November 05, 2024
LAF Ignite Scholar Sees Landscape Architecture as the Key to Green Policy
In September 2024, the Landscape Architecture Foundation (LAF)—a Washington, D.C.-based nonprofit serving landscape architects—announced its third official cohort for LAF Ignite. Ignite is a multi-year scholarship/internship/mentorship program for landscape architecture students in the United States who are Black, Indigenous, and people of color. Illinois Tech student Brendan Hall (M.Arch./M.LA+U Dual Degree 4th Year) was one of five students nationwide selected to join the group.
Students of the Ignite program receive an annual $10,000 scholarship, paid summer internship, and various forms of mentorship throughout the time that they are in their degree program.
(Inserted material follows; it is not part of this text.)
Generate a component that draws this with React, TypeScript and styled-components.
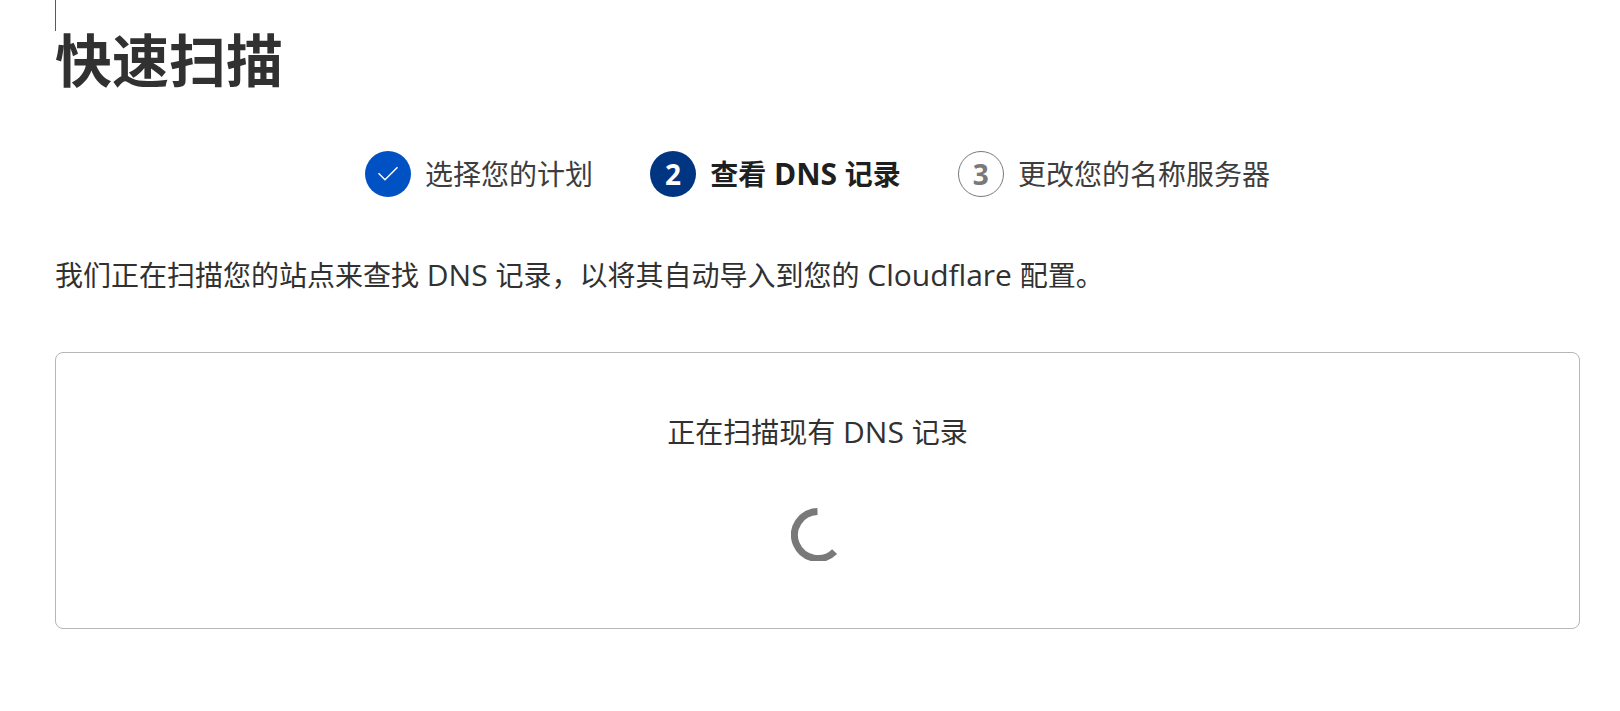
import React from "react";
import styled, { createGlobalStyle, css } from "styled-components";

const GlobalStyle = createGlobalStyle`
  *, *::before, *::after { box-sizing: border-box; }
  body {
    margin: 0;
    background: #fff;
    color: #313131;
    font-family: "Open Sans", "Noto Sans CJK SC", sans-serif;
    font-size: 28px;
    line-height: 42px;
  }
`;

const Page = styled.main`
  padding: 0 40px 40px 55px;
`;

const FocusLine = styled.div`
  width: 1px;
  height: 31px;
  background: #1463e0;
`;

const Title = styled.h1`
  margin: 0;
  font-size: 57px;
  line-height: 58px;
  font-weight: 700;
`;

const Steps = styled.ol`
  display: flex;
  justify-content: center;
  gap: 57px;
  margin: 62px 0 0;
  padding: 0;
  list-style: none;
`;

type StepState = "done" | "current" | "upcoming";

const Step = styled.li<{ $state: StepState }>`
  display: flex;
  align-items: center;
  gap: 14px;
  height: 46px;
  white-space: nowrap;
  color: #3d3d3d;
  ${({ $state }) => $state === "current" && css`
    color: #1d1f20;
    font-weight: 700;
  `}
`;

const markerStyles = {
  done: css`background: #0051c3; color: #fff;`,
  current: css`background: #003681; color: #fff;`,
  upcoming: css`border: 1px solid #797979; color: #797979;`,
};

const Marker = styled.span<{ $state: StepState }>`
  display: flex;
  align-items: center;
  justify-content: center;
  flex: none;
  width: 46px;
  height: 46px;
  border-radius: 50%;
  font-weight: 700;
  ${({ $state }) => markerStyles[$state]}
`;

/* Latin words are set a little larger so their weight balances the Chinese text. */
const Latin = styled.span`
  font-size: 30px;
  line-height: 1;
`;

const Intro = styled.p`
  margin: 57px 0 0;
`;

const Card = styled.section`
  display: flex;
  flex-direction: column;
  align-items: center;
  gap: 55px;
  margin-top: 56px;
  padding: 58px 24px 67px;
  border: 1px solid #b6b6b6;
  border-radius: 8px;
`;

const Status = styled.p`
  margin: 0;
`;

const Check = () => (
  <svg width="22" height="16" viewBox="0 0 22 16" fill="none" stroke="#fff" strokeWidth="1.5" aria-hidden="true">
    <path d="M1.5 7.2 8 13.7 20.5 1.3" />
  </svg>
);

const Spinner = () => (
  <svg width="54" height="53" viewBox="0 0 54 53" fill="none" stroke="#797979" strokeWidth="7" role="img" aria-label="正在加载">
    <path d="M26.5 3.5A23.5 23.5 0 1 0 43.6 43.6" />
  </svg>
);

const steps: { id: string; label: React.ReactNode; state: StepState }[] = [
  { id: "plan", label: "选择您的计划", state: "done" },
  { id: "dns", label: <>查看<Latin> DNS </Latin>记录</>, state: "current" },
  { id: "nameservers", label: "更改您的名称服务器", state: "upcoming" },
];

export default function App() {
  return (
    <>
      <GlobalStyle />
      <Page>
        <FocusLine />
        <Title>快速扫描</Title>
        <Steps>
          {steps.map(({ id, label, state }, index) => (
            <Step key={id} $state={state} aria-current={state === "current" ? "step" : undefined}>
              <Marker $state={state}>{state === "done" ? <Check /> : index + 1}</Marker>
              <span>{label}</span>
            </Step>
          ))}
        </Steps>
        <Intro>
          我们正在扫描您的站点来查找<Latin> DNS </Latin>记录，以将其自动导入到您的<Latin> Cloudflare </Latin>配置。
        </Intro>
        <Card>
          <Status>正在扫描现有<Latin> DNS </Latin>记录</Status>
          <Spinner />
        </Card>
      </Page>
    </>
  );
}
“The program affords me the opportunity to interact with other landscape architects who look like me, [as well as] other up-and-coming landscape architects in programs across the nation,” Hall said. “It’s encouraging to be able to see that we’re all trying to head in the same direction.”
After graduating with a degree in political science from Governors State University in Chicago’s South suburbs in 2018, Hall started working at the University of Chicago as a crime policy analyst. While there, he became involved with the Strategic Decision Support Centers, a project developed by University of Chicago Urban Labs and the Chicago Police Department aimed at trying to reduce crime in some of the most violent districts of Chicago. While working out of one of the Centers, Hall made a discovery that eventually changed the trajectory of his career path—one that would bridge his passion for political science and his love of landscape architecture.
Hall found himself working in a police precinct that incorporated architect Jeanne Gang’s Polis Station design. The Polis Station project aimed to transform police stations into spaces for public safety and community benefit by reframing them as sites of social connection and services that offer a holistic, community-centered approach to public safety.
“I thought the utilization of the built environment to create opportunities for people who normally wouldn’t have positive interactions [in that setting] was incredibly intriguing,” says Hall.
Hall also began reading research articles on the effects of transforming blighted lots into environmentally friendly and sustainable spaces and the benefits that has had on improving mental health, reducing crime, and feelings of fear. This coupled with the inspiration he took from Polis Station became the basis of Hall’s decision to enroll in IIT’s M.Arch./M.LA+U Dual Degree program.
Going forward, Hall hopes to one day acquire vacant properties across Chicago, implement design intervention projects, and then measure the impact they have on surrounding communities. “Essentially, I’m trying to combine my background in political science and public policy with my architecture and landscape architecture experience,” he says.
Being part of Ignite has also helped Hall make new connections and experience new learning opportunities. Over the summer, He took part in an internship where he got to travel to Kansas City for the United States Conference of Mayors and to Detroit for the Mayors’ Institute on City Design. Last year he got to travel to Paris for an internship with the architecture firm Chartier Dalix, where he saw up close how big international cities handle urban design issues.
“The scholarship affords me an opportunity to continue to inform the design philosophy I plan to carry into my career,” says Hall. “I want to eventually create my own [multidisciplinary] studio, with an aspect of research, to inform policy that can create frameworks for cities, neighborhoods, and villages to create more inclusive design.”